> WHAT TO WORK ON: Retype the data that follows line by line, exactly, and leave its pictures out.
— start of SOURCE DATA —
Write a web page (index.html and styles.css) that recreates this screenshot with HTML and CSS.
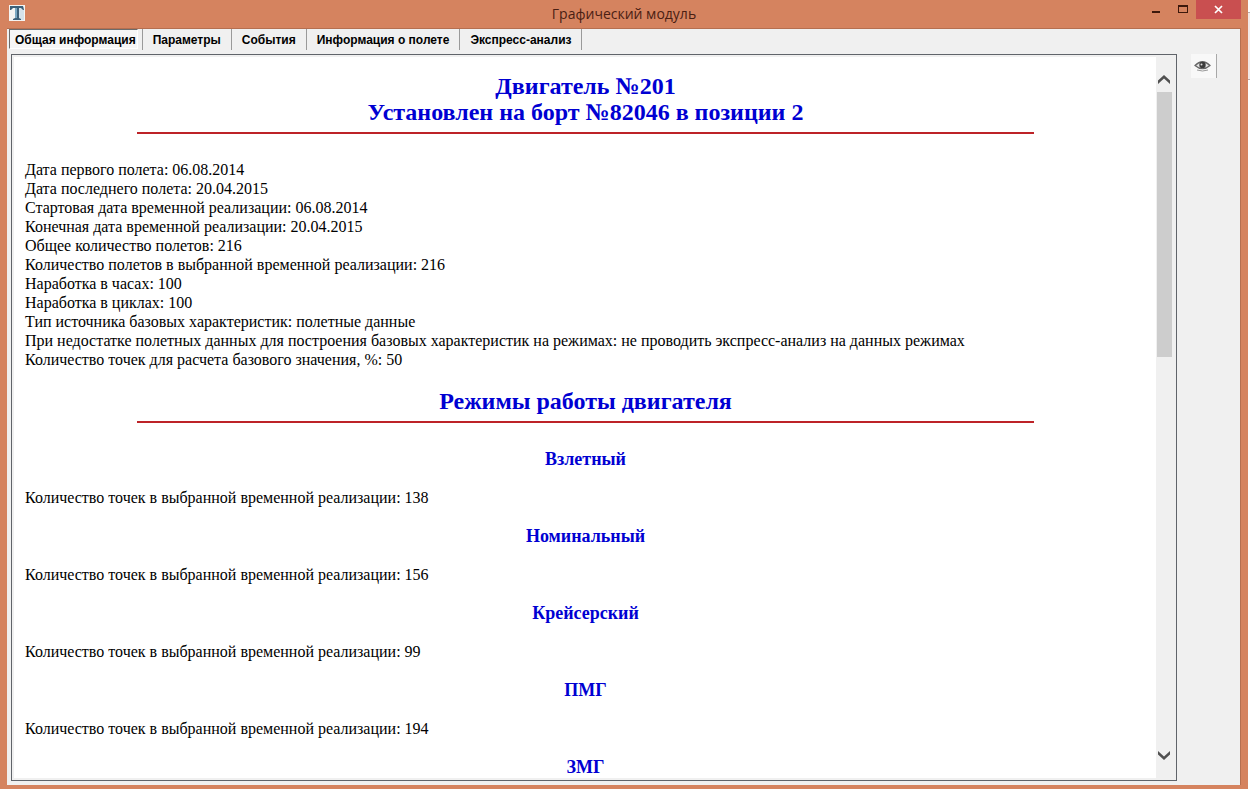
FILE: index.html
```html
<!DOCTYPE html>
<html lang="ru">
<head>
<meta charset="utf-8">
<title>Графический модуль</title>
<link rel="stylesheet" href="styles.css">
</head>
<body>
<div class="desktop">
<div class="window">
  <header class="titlebar">
    <svg class="app-icon" viewBox="0 0 16 16" aria-hidden="true">
      <rect width="16" height="16" fill="#f4f4f2"/>
      <path d="M9 2h6v13H9z" fill="#d5e2ea"/>
      <path d="M1 1h13l1 4h-1l-2-2h-2v10l2 1v1H4v-1l2-1V3H4L2 5H1z" fill="#3d6078"/>
      <path d="M6 3h2v10H6z" fill="#7ba8c2"/>
    </svg>
    <h1 class="title">Графический модуль</h1>
    <div class="controls">
      <button class="control" aria-label="Свернуть"><svg viewBox="0 0 27 19"><path d="M10 11h8v2h-8z" fill="#3c180c"/></svg></button>
      <button class="control" aria-label="Развернуть"><svg viewBox="0 0 27 19"><path d="M9 5h10v8H9zM10 7v5h8V7z" fill="#3c180c" fill-rule="evenodd"/></svg></button>
      <button class="control close" aria-label="Закрыть"><svg viewBox="0 0 45 19"><path d="M19 6l7 7M26 6l-7 7" stroke="#fff" stroke-width="1.700"/></svg></button>
    </div>
  </header>
  <main class="client">
    <section class="left">
      <div class="tabs" role="tablist">
        <button class="tab active" role="tab" aria-selected="true">Общая информация</button>
        <button class="tab" role="tab">Параметры</button>
        <button class="tab" role="tab">События</button>
        <button class="tab" role="tab">Информация о полете</button>
        <button class="tab" role="tab">Экспресс-анализ</button>
      </div>
      <div class="panel">
        <article class="doc">
          <h2>Двигатель №201<br>Установлен на борт №82046 в позиции 2</h2>
          <hr>
          <p class="facts">Дата первого полета: 06.08.2014<br>
          Дата последнего полета: 20.04.2015<br>
          Стартовая дата временной реализации: 06.08.2014<br>
          Конечная дата временной реализации: 20.04.2015<br>
          Общее количество полетов: 216<br>
          Количество полетов в выбранной временной реализации: 216<br>
          Наработка в часах: 100<br>
          Наработка в циклах: 100<br>
          Тип источника базовых характеристик: полетные данные<br>
          При недостатке полетных данных для построения базовых характеристик на режимах: не проводить экспресс-анализ на данных режимах<br>
          Количество точек для расчета базового значения, %: 50</p>
          <h2>Режимы работы двигателя</h2>
          <hr>
          <h3>Взлетный</h3>
          <p>Количество точек в выбранной временной реализации: 138</p>
          <h3>Номинальный</h3>
          <p>Количество точек в выбранной временной реализации: 156</p>
          <h3>Крейсерский</h3>
          <p>Количество точек в выбранной временной реализации: 99</p>
          <h3>ПМГ</h3>
          <p>Количество точек в выбранной временной реализации: 194</p>
          <h3>ЗМГ</h3>
        </article>
        <div class="scrollbar">
          <button class="arrow" aria-label="Вверх"><svg viewBox="0 0 16 16"><path d="M2 13V9.500L8 4l6 5.500V13L8 7.500z" fill="#505050"/></svg></button>
          <div class="track"><div class="thumb"></div></div>
          <button class="arrow" aria-label="Вниз"><svg viewBox="0 0 16 16"><path d="M2 3v3.500L8 12l6-5.500V3L8 8.500z" fill="#505050"/></svg></button>
        </div>
      </div>
    </section>
    <aside class="tools">
      <button class="tool" aria-label="Просмотр">
        <svg viewBox="0 0 18 12"><path d="M1 5.500Q8.500-2 16 5.500 8.500 12 1 5.500z" fill="#e4e4e4" stroke="#666" stroke-width="1.200"/><path d="M3 10q5.500 2 11 0" fill="none" stroke="#999"/><circle cx="8.500" cy="5" r="3.200" fill="#3c3c3c"/><circle cx="7.500" cy="4.500" r="1" fill="#ddd"/></svg>
      </button>
    </aside>
  </main>
</div>
</div>
</body>
</html>
```
FILE: styles.css
```css
* { box-sizing: border-box; }
body { margin: 0; }
button { border: 0; padding: 0; background: none; color: inherit; font: inherit; }
svg { display: block; }
.desktop {
  height: 100vh;
  padding-right: 2px;
  background: linear-gradient(#fff 12px, #b9a9a9 12px 13px, #f3e9e8 13px 79px, #b9a9a9 79px 80px, #fff 80px);
}
.window {
  height: 100%;
  display: flex;
  flex-direction: column;
  padding: 0 7px 4px;
  background: #d5835f;
}
.titlebar {
  display: grid;
  grid-template-columns: 1fr auto 1fr;
  height: 28px;
  flex: none;
}
.app-icon { width: 16px; height: 16px; margin: 5px 0 0 2px; }
.title { margin: 0; font: 14px/28px "Open Sans", "Noto Sans", sans-serif; color: #4a2013; }
.controls { display: flex; justify-content: flex-end; align-items: flex-start; }
.control { width: 27px; height: 19px; }
.control svg { width: 100%; height: 100%; }
.close { width: 45px; background: #c94f50; }
.client {
  flex: 1;
  min-height: 0;
  display: flex;
  border: 1px solid #b56f50;
  border-width: 1px 1px 0 0;
  background: #f0f0f0;
}
.left { flex: 1; min-width: 0; display: flex; flex-direction: column; padding: 0 0 4px 4px; }
.tabs { display: flex; height: 25px; flex: none; margin-left: -2px; }
.tab {
  height: 21px;
  padding: 0 10px;
  border-right: 1px solid #9a9a9a;
  font: bold 12px/20px "Liberation Sans", Arial, sans-serif;
  color: #000;
  white-space: nowrap;
}
.tab.active {
  height: 20px;
  margin-right: 4px;
  padding: 0 1px 0 5px;
  border: 1px solid #fff;
  border-top-color: #6c6c6c;
  border-left: 1px solid #6c6c6c;
  background: #f6f6f6;
}
.tab.active + .tab { border-left: 1px solid #9a9a9a; }
.panel {
  flex: 1;
  min-height: 0;
  display: flex;
  padding: 2px 4px 2px 2px;
  border: 1px solid #60646a;
  background: #f0f0f0;
}
.doc {
  flex: 1;
  overflow: hidden;
  padding: 16px 10px 0 11px;
  background: #fff;
  font: 16px/19px "Liberation Serif", "Times New Roman", serif;
  color: #000;
}
.doc h2, .doc h3 { margin: 0; text-align: center; color: #0000d2; }
.doc h2 { font-size: 24px; line-height: 26px; }
.doc hr { width: 80%; height: 2px; margin: 7px auto 26px; border: 0; background: #bd2328; }
.doc h3 { font-size: 18px; line-height: 20px; }
.doc p { margin: 19px 0; }
.doc .facts { margin: 0 0 19px; }
.scrollbar { width: 16px; flex: none; display: flex; flex-direction: column; }
.arrow { height: 16px; margin: 14px 0 5px; }
.arrow:last-child { margin: 5px 0 14px; }
.arrow svg { width: 16px; height: 16px; }
.track { flex: 1; }
.thumb { height: 265px; margin-left: 1px; background: #cdcdcd; }
.tools { width: 63px; flex: none; padding: 25px 0 0 14px; }
.tool {
  width: 26px;
  height: 24px;
  padding: 0 3px;
  border-right: 1px solid #a8a8a8;
  background: #f8f8f8;
}
.tool svg { width: 18px; height: 12px; }
```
— end of SOURCE DATA —
> EXERCISE SOLUTION:
Write a web page (index.html and styles.css) that recreates this screenshot with HTML and CSS.
FILE: index.html
```html
<!DOCTYPE html>
<html lang="ru">
<head>
<meta charset="utf-8">
<title>Графический модуль</title>
<link rel="stylesheet" href="styles.css">
</head>
<body>
<div class="desktop">
<div class="window">
  <header class="titlebar">
    <svg class="app-icon" viewBox="0 0 16 16" aria-hidden="true">
      <rect width="16" height="16" fill="#f4f4f2"/>
      <path d="M9 2h6v13H9z" fill="#d5e2ea"/>
      <path d="M1 1h13l1 4h-1l-2-2h-2v10l2 1v1H4v-1l2-1V3H4L2 5H1z" fill="#3d6078"/>
      <path d="M6 3h2v10H6z" fill="#7ba8c2"/>
    </svg>
    <h1 class="title">Графический модуль</h1>
    <div class="controls">
      <button class="control" aria-label="Свернуть"><svg viewBox="0 0 27 19"><path d="M10 11h8v2h-8z" fill="#3c180c"/></svg></button>
      <button class="control" aria-label="Развернуть"><svg viewBox="0 0 27 19"><path d="M9 5h10v8H9zM10 7v5h8V7z" fill="#3c180c" fill-rule="evenodd"/></svg></button>
      <button class="control close" aria-label="Закрыть"><svg viewBox="0 0 45 19"><path d="M19 6l7 7M26 6l-7 7" stroke="#fff" stroke-width="1.700"/></svg></button>
    </div>
  </header>
  <main class="client">
    <section class="left">
      <div class="tabs" role="tablist">
        <button class="tab active" role="tab" aria-selected="true">Общая информация</button>
        <button class="tab" role="tab">Параметры</button>
        <button class="tab" role="tab">События</button>
        <button class="tab" role="tab">Информация о полете</button>
        <button class="tab" role="tab">Экспресс-анализ</button>
      </div>
      <div class="panel">
        <article class="doc">
          <h2>Двигатель №201<br>Установлен на борт №82046 в позиции 2</h2>
          <hr>
          <p class="facts">Дата первого полета: 06.08.2014<br>
          Дата последнего полета: 20.04.2015<br>
          Стартовая дата временной реализации: 06.08.2014<br>
          Конечная дата временной реализации: 20.04.2015<br>
          Общее количество полетов: 216<br>
          Количество полетов в выбранной временной реализации: 216<br>
          Наработка в часах: 100<br>
          Наработка в циклах: 100<br>
          Тип источника базовых характеристик: полетные данные<br>
          При недостатке полетных данных для построения базовых характеристик на режимах: не проводить экспресс-анализ на данных режимах<br>
          Количество точек для расчета базового значения, %: 50</p>
          <h2>Режимы работы двигателя</h2>
          <hr>
          <h3>Взлетный</h3>
          <p>Количество точек в выбранной временной реализации: 138</p>
          <h3>Номинальный</h3>
          <p>Количество точек в выбранной временной реализации: 156</p>
          <h3>Крейсерский</h3>
          <p>Количество точек в выбранной временной реализации: 99</p>
          <h3>ПМГ</h3>
          <p>Количество точек в выбранной временной реализации: 194</p>
          <h3>ЗМГ</h3>
        </article>
        <div class="scrollbar">
          <button class="arrow" aria-label="Вверх"><svg viewBox="0 0 16 16"><path d="M2 13V9.500L8 4l6 5.500V13L8 7.500z" fill="#505050"/></svg></button>
          <div class="track"><div class="thumb"></div></div>
          <button class="arrow" aria-label="Вниз"><svg viewBox="0 0 16 16"><path d="M2 3v3.500L8 12l6-5.500V3L8 8.500z" fill="#505050"/></svg></button>
        </div>
      </div>
    </section>
    <aside class="tools">
      <button class="tool" aria-label="Просмотр">
        <svg viewBox="0 0 18 12"><path d="M1 5.500Q8.500-2 16 5.500 8.500 12 1 5.500z" fill="#e4e4e4" stroke="#666" stroke-width="1.200"/><path d="M3 10q5.500 2 11 0" fill="none" stroke="#999"/><circle cx="8.500" cy="5" r="3.200" fill="#3c3c3c"/><circle cx="7.500" cy="4.500" r="1" fill="#ddd"/></svg>
      </button>
    </aside>
  </main>
</div>
</div>
</body>
</html>
```
FILE: styles.css
```css
* { box-sizing: border-box; }
body { margin: 0; }
button { border: 0; padding: 0; background: none; color: inherit; font: inherit; }
svg { display: block; }
.desktop {
  height: 100vh;
  padding-right: 2px;
  background: linear-gradient(#fff 12px, #b9a9a9 12px 13px, #f3e9e8 13px 79px, #b9a9a9 79px 80px, #fff 80px);
}
.window {
  height: 100%;
  display: flex;
  flex-direction: column;
  padding: 0 7px 4px;
  background: #d5835f;
}
.titlebar {
  display: grid;
  grid-template-columns: 1fr auto 1fr;
  height: 28px;
  flex: none;
}
.app-icon { width: 16px; height: 16px; margin: 5px 0 0 2px; }
.title { margin: 0; font: 14px/28px "Open Sans", "Noto Sans", sans-serif; color: #4a2013; }
.controls { display: flex; justify-content: flex-end; align-items: flex-start; }
.control { width: 27px; height: 19px; }
.control svg { width: 100%; height: 100%; }
.close { width: 45px; background: #c94f50; }
.client {
  flex: 1;
  min-height: 0;
  display: flex;
  border: 1px solid #b56f50;
  border-width: 1px 1px 0 0;
  background: #f0f0f0;
}
.left { flex: 1; min-width: 0; display: flex; flex-direction: column; padding: 0 0 4px 4px; }
.tabs { display: flex; height: 25px; flex: none; margin-left: -2px; }
.tab {
  height: 21px;
  padding: 0 10px;
  border-right: 1px solid #9a9a9a;
  font: bold 12px/20px "Liberation Sans", Arial, sans-serif;
  color: #000;
  white-space: nowrap;
}
.tab.active {
  height: 20px;
  margin-right: 4px;
  padding: 0 1px 0 5px;
  border: 1px solid #fff;
  border-top-color: #6c6c6c;
  border-left: 1px solid #6c6c6c;
  background: #f6f6f6;
}
.tab.active + .tab { border-left: 1px solid #9a9a9a; }
.panel {
  flex: 1;
  min-height: 0;
  display: flex;
  padding: 2px 4px 2px 2px;
  border: 1px solid #60646a;
  background: #f0f0f0;
}
.doc {
  flex: 1;
  overflow: hidden;
  padding: 16px 10px 0 11px;
  background: #fff;
  font: 16px/19px "Liberation Serif", "Times New Roman", serif;
  color: #000;
}
.doc h2, .doc h3 { margin: 0; text-align: center; color: #0000d2; }
.doc h2 { font-size: 24px; line-height: 26px; }
.doc hr { width: 80%; height: 2px; margin: 7px auto 26px; border: 0; background: #bd2328; }
.doc h3 { font-size: 18px; line-height: 20px; }
.doc p { margin: 19px 0; }
.doc .facts { margin: 0 0 19px; }
.scrollbar { width: 16px; flex: none; display: flex; flex-direction: column; }
.arrow { height: 16px; margin: 14px 0 5px; }
.arrow:last-child { margin: 5px 0 14px; }
.arrow svg { width: 16px; height: 16px; }
.track { flex: 1; }
.thumb { height: 265px; margin-left: 1px; background: #cdcdcd; }
.tools { width: 63px; flex: none; padding: 25px 0 0 14px; }
.tool {
  width: 26px;
  height: 24px;
  padding: 0 3px;
  border-right: 1px solid #a8a8a8;
  background: #f8f8f8;
}
.tool svg { width: 18px; height: 12px; }
```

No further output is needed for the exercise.